In second quarter ended November 30, 2023 (2Q2023), SCB suffered group net loss of RM35.82 million against RM11.74 million in 2Q2022 as group revenue fell to RM107.5 million from RM146.1 million or down by RM38.6 million.
Losses per share worsened to 8.98sen from 2.94sen previously.
In the six-month period to Nov 30, 2023 (1H2023), SCB incurred group net loss of RM48.54 million (1H2022:-RM12.28 million) as revenue plunged to RM199.5 million (RM325.4 million).
In 1H2023, the group derived 84.6 per cent or the bulk of its revenue of RM168.9 million (1H2022:RM300.2 million) from the sales of cables and wires but the transmission lines construction segment recorded higher revenue of RM21.1 million (RM15.7 million) and the sales of galvanised products and steel structures also improved to RM9.51 million (RM8.93 million).
The cables and wires segment reported higher loss of RM12.7 million (-RM7.65 million) and the transmission lines construction segment saw its loss soaring to RM27.2 million (+RM245,000).
The galvanised products and steel structures segment reduced its loss to RM1.21 million (-RM1.79 million).
The helicopter services and corporate segment, which reported zero revenue in 2Q2023 (RM601,000), registered loss of RM3.67 million (-RM3.62million).
According to SCB, as the group’s restructuring programme was previously rejected by its creditors, it is now in the midst of negotiating with the creditors to come up with a new restructuring scheme.
“While this is in progress, our credit and financing lines are on a stand-still. Therefore, we are currently operating under a lower capacity using all internal resources in the group. This has resulted in a reduced production and lower revenue recorded.
“Since the production has reduced, this has led to a higher unabsorbed overhead, resulting in a segment loss for the reporting period,” SCB, a PN17 company, said in explanatory notes to its financial results.
SCB said the market demand for the group’s cables and wires remains strong and the group continues to have a good book orders in hand.
Reviewing the performance of the transmission lines construction segment, the company said the progress of all projects was also affected by the stand-still of its financing lines.
“Despite that, we are making every effort to ensure that all on-going projects are to be completed within the committed construction period.”
SCB said the group had entered into a share subscription agreement on September 7, 2023 to dispose of wholly-owned subsidiary — Trenergy Infrastructure Sdn Bhd (TISB), and the deal is expected to be finalised by 3Q2024. The business of TISB represents the group’s transmission line construction segment.
SCB said the group’s galvanised products and steel structures segment was also operating using internal resources as its financing lines are on stand-still.
“This has resulted in a reduced operation and therefore, the low revenue was insufficient to cover the manufacturing and operating expenses leading to a segment loss recognised for the reporting period.
“Market demand for products under this segment has started to pick up gradually.
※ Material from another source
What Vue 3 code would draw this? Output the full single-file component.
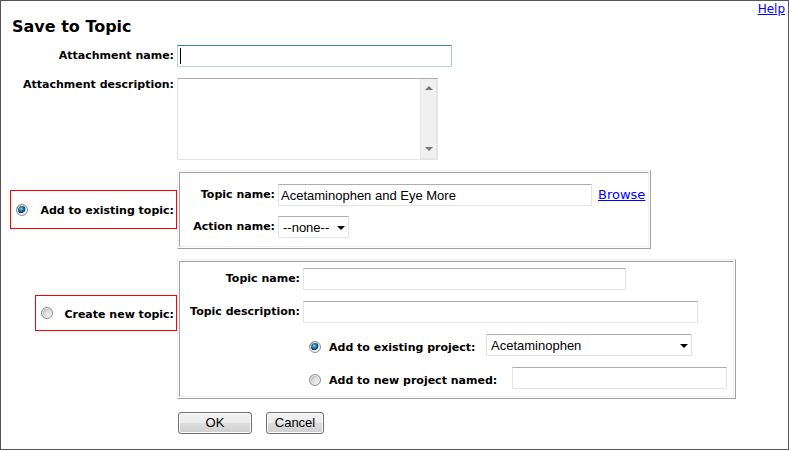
<script setup>
import { ref } from 'vue'

const attachmentName = ref('')
const attachmentDescription = ref('')
const target = ref('existing')
const existingTopic = ref('Acetaminophen and Eye More')
const action = ref('none')
const newTopic = ref('')
const newDescription = ref('')
const projectMode = ref('existing')
const project = ref('acetaminophen')
const newProject = ref('')
</script>

<template>
  <main class="page">
    <a class="link help" href="#help">Help</a>
    <h1 class="title">Save to Topic</h1>

    <form class="form" @submit.prevent>
      <label class="label" for="att-name">Attachment name:</label>
      <div class="focus-field">
        <input id="att-name" v-model="attachmentName" class="field focused wide" type="text" />
        <span class="caret" aria-hidden="true"></span>
      </div>

      <label class="label top" for="att-desc">Attachment description:</label>
      <div class="area">
        <textarea id="att-desc" v-model="attachmentDescription" class="area-text"></textarea>
        <div class="scrollbar" aria-hidden="true">
          <svg width="8" height="4" viewBox="0 0 8 4"><path d="M0 4L4 0L8 4Z" fill="#777" /></svg>
          <svg width="8" height="4" viewBox="0 0 8 4"><path d="M0 0H8L4 4Z" fill="#777" /></svg>
        </div>
      </div>

      <label class="choice tall">
        <input v-model="target" class="radio" type="radio" name="target" value="existing" />
        <span>Add to existing topic:</span>
      </label>
      <div class="panel">
        <div class="cell existing">
          <label class="label" for="topic">Topic name:</label>
          <div class="line">
            <input id="topic" v-model="existingTopic" class="field topic" type="text" />
            <a class="link" href="#browse">Browse</a>
          </div>
          <label class="label" for="action">Action name:</label>
          <div class="select action">
            <select id="action" v-model="action" class="field">
              <option value="none">--none--</option>
            </select>
            <svg class="arrow" width="8" height="4" viewBox="0 0 8 4"><path d="M0 0H8L4 4Z" /></svg>
          </div>
        </div>
      </div>

      <label class="choice create">
        <input v-model="target" class="radio" type="radio" name="target" value="new" />
        <span>Create new topic:</span>
      </label>
      <div class="panel">
        <div class="cell new">
          <label class="label" for="new-topic">Topic name:</label>
          <input id="new-topic" v-model="newTopic" class="field new-name" type="text" />
          <label class="label" for="new-desc">Topic description:</label>
          <input id="new-desc" v-model="newDescription" class="field new-desc" type="text" />
          <div class="project">
            <label class="option">
              <input v-model="projectMode" class="radio" type="radio" name="project" value="existing" />
              <span>Add to existing project:</span>
            </label>
            <div class="select project-select">
              <select v-model="project" class="field" aria-label="Project">
                <option value="acetaminophen">Acetaminophen</option>
              </select>
              <svg class="arrow" width="8" height="4" viewBox="0 0 8 4"><path d="M0 0H8L4 4Z" /></svg>
            </div>
          </div>
          <div class="project named">
            <label class="option">
              <input v-model="projectMode" class="radio" type="radio" name="project" value="new" />
              <span>Add to new project named:</span>
            </label>
            <input v-model="newProject" class="field project-name" type="text" aria-label="New project name" />
          </div>
        </div>
      </div>

      <div class="buttons">
        <button class="btn ok" type="submit">OK</button>
        <button class="btn" type="button">Cancel</button>
      </div>
    </form>
  </main>
</template>

<style>
body {
  margin: 0;
  background: #fff;
}
</style>

<style scoped>
.page {
  box-sizing: border-box;
  min-height: 100vh;
  display: flex;
  flex-direction: column;
  padding: 0 3px 12px 0;
  border: 1px solid #555;
  color: #000;
  font: bold 11px/22px Verdana, "DejaVu Sans", sans-serif;
}
.link {
  color: #00f;
  font-size: 13px;
  font-weight: normal;
  text-decoration: underline;
}
.help {
  align-self: flex-end;
  font-size: 12px;
  line-height: 16px;
}
.title {
  margin: 0 0 8px;
  padding-left: 11px;
  font-size: 16px;
  line-height: 20px;
}
.form {
  display: grid;
  grid-template-columns: 176px 1fr;
  row-gap: 10px;
}
.label {
  padding-right: 3px;
  text-align: right;
  white-space: nowrap;
}
.label.top {
  line-height: 14px;
}
.field {
  box-sizing: border-box;
  height: 22px;
  max-width: 100%;
  margin: 0;
  padding: 0 2px;
  border: 1px solid #e2e3ea;
  border-top-color: #abadb3;
  border-radius: 1px;
  outline: none;
  background: #fff;
  color: #000;
  font: 13px "Liberation Sans", Arial, sans-serif;
}
.field.focused {
  border-color: #3d7bad #a4c9e3 #b7d9ed #b5cfe7;
}
.wide {
  width: 275px;
}
.focus-field {
  position: relative;
  display: flex;
  padding-bottom: 1px;
}
.caret {
  position: absolute;
  top: 3px;
  left: 3px;
  width: 1px;
  height: 16px;
  background: #000;
}
.area {
  box-sizing: border-box;
  display: flex;
  width: 261px;
  height: 82px;
  border: 1px solid #e2e3ea;
  border-top-color: #abadb3;
}
.area-text {
  flex: 1;
  min-width: 0;
  padding: 2px;
  border: 0;
  outline: none;
  resize: none;
  overflow: hidden;
  font: 13px "Liberation Sans", Arial, sans-serif;
}
.scrollbar {
  box-sizing: border-box;
  width: 17px;
  display: flex;
  flex-direction: column;
  align-items: center;
  justify-content: space-between;
  padding: 7px 0;
  border: 1px solid #e6e6e8;
  border-top: 0;
  background: #f0f0f0;
}
.choice {
  box-sizing: border-box;
  display: flex;
  align-items: center;
  justify-content: space-between;
  justify-self: end;
  gap: 8px;
  padding: 0 2px 0 5px;
  border: 1px solid #f00;
  white-space: nowrap;
}
.choice.tall {
  min-width: 167px;
  height: 39px;
  align-self: center;
}
.choice.create {
  min-width: 142px;
  height: 36px;
  align-self: start;
  margin-top: 36px;
}
.choice span {
  padding-top: 3px;
}
.radio {
  appearance: none;
  box-sizing: border-box;
  flex: none;
  width: 12px;
  height: 12px;
  margin: 0;
  border: 1px solid #8e8f8f;
  border-radius: 50%;
  background: radial-gradient(circle at 65% 65%, #f4f4f4 0, #d8dadc 45%, #b9bdc1 60%);
  box-shadow: inset 0 0 0 1px #f4f4f4;
}
.radio:checked {
  background: radial-gradient(circle at 42% 38%, #8fe0fa 0, #2a88b4 20%, #0d3a5c 48%, #dfe3e6 52%);
}
.panel {
  justify-self: start;
  max-width: 100%;
  padding: 1px;
  border: 1px solid;
  border-color: #f0f0f0 #a0a0a0 #a0a0a0 #f0f0f0;
}
.cell {
  display: grid;
  border: 1px solid;
  border-color: #a0a0a0 #f0f0f0 #f0f0f0 #a0a0a0;
}
.existing {
  grid-template-columns: 98px auto;
  row-gap: 10px;
  padding: 11px 3px 8px 0;
}
.line {
  display: flex;
  gap: 6px;
}
.topic {
  width: 314px;
}
.select {
  position: relative;
}
.select .field {
  appearance: none;
  width: 100%;
  padding: 0 4px;
  display: block;
}
.action {
  width: 71px;
}
.arrow {
  position: absolute;
  top: 10px;
  right: 4px;
  pointer-events: none;
}
.new {
  grid-template-columns: 123px auto;
  row-gap: 11px;
  padding: 6px 6px 7px 0;
}
.new-name {
  width: 323px;
}
.new-desc {
  width: 395px;
}
.project {
  grid-column: 2;
  display: flex;
  gap: 4px;
  padding-left: 6px;
}
.named {
  gap: 8px;
}
.option {
  display: flex;
  align-items: center;
  gap: 8px;
  min-width: 173px;
  height: 26px;
  margin-bottom: -4px;
  white-space: nowrap;
}
.named .option {
  min-width: 195px;
}
.option span {
  padding-top: 2px;
}
.project-select {
  width: 206px;
}
.project-name {
  width: 215px;
}
.buttons {
  grid-column: 2;
  display: flex;
  gap: 14px;
  padding: 3px 0 0 1px;
}
.btn {
  box-sizing: border-box;
  min-width: 58px;
  height: 22px;
  padding: 0 7px;
  border: 1px solid #707070;
  border-radius: 3px;
  background: linear-gradient(#f2f2f2 0, #ebebeb 48%, #dddddd 52%, #cfcfcf 100%);
  box-shadow: inset 0 0 0 1px #fafafa;
  color: #000;
  font: 13px/18px "Liberation Sans", Arial, sans-serif;
}
.btn.ok {
  min-width: 74px;
}
</style>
The group continues to explore opportunities to supply and sell its products and services in Malaysia and especially in Borneo Island,” it added.
Commenting on prospects going forward, SCB said: The group’s cables and wires segment book orders remain high, with an encouraging increase in book order for galvanised products and steel structure segment, and this will contribute positively to the group.
“The group is currently in the midst of negotiating with its creditors for a new restructuring and the group is confident that with this restructuring in place, it will rehabilitate the financial performance of the group.”
On Dec 12, 2023, SCB announced that Serendib Capital Limited has emerged as a white knight for the company and the latter has submitted its interest in performing a resuscitation exercise for the cables and wires manufacturer.
SCB said Serendib Capital, an experienced UK-based investor with over two decades of experience in advisory and financial asset restructuring in South Asia, has prepared a RM250 million war chest to be used to restructure and pay down SCB’s outstanding creditors as well as for an injection of capital into the company to cater for the growing customer demand for infrastructure grid development and high voltage cables.
Updating the winding-up petition served by OCBC Bank Malaysia Bhd against its subsidiaries — Leader Cable Industry Bhd and Universal Cable (M) Bhd — in the Kuala Lumpur High Court on October 4, 2023, SCB said the company had appointed a legal counsel and sought preliminary legal advice and intends to challenge and oppose the petition and the appointment of an interim liquidator.
The winding up petition was heard by the court on December 13, 2023 and the court had decided to adjourn the decision until March 4, 2024.
According to SCB, Leader Cable and Universal Cable are indebted to OCBC Bank about RM46.2 million and RM28.4 million respectively as at September 15, 2022 with interest that continues to accrue to the petitioner.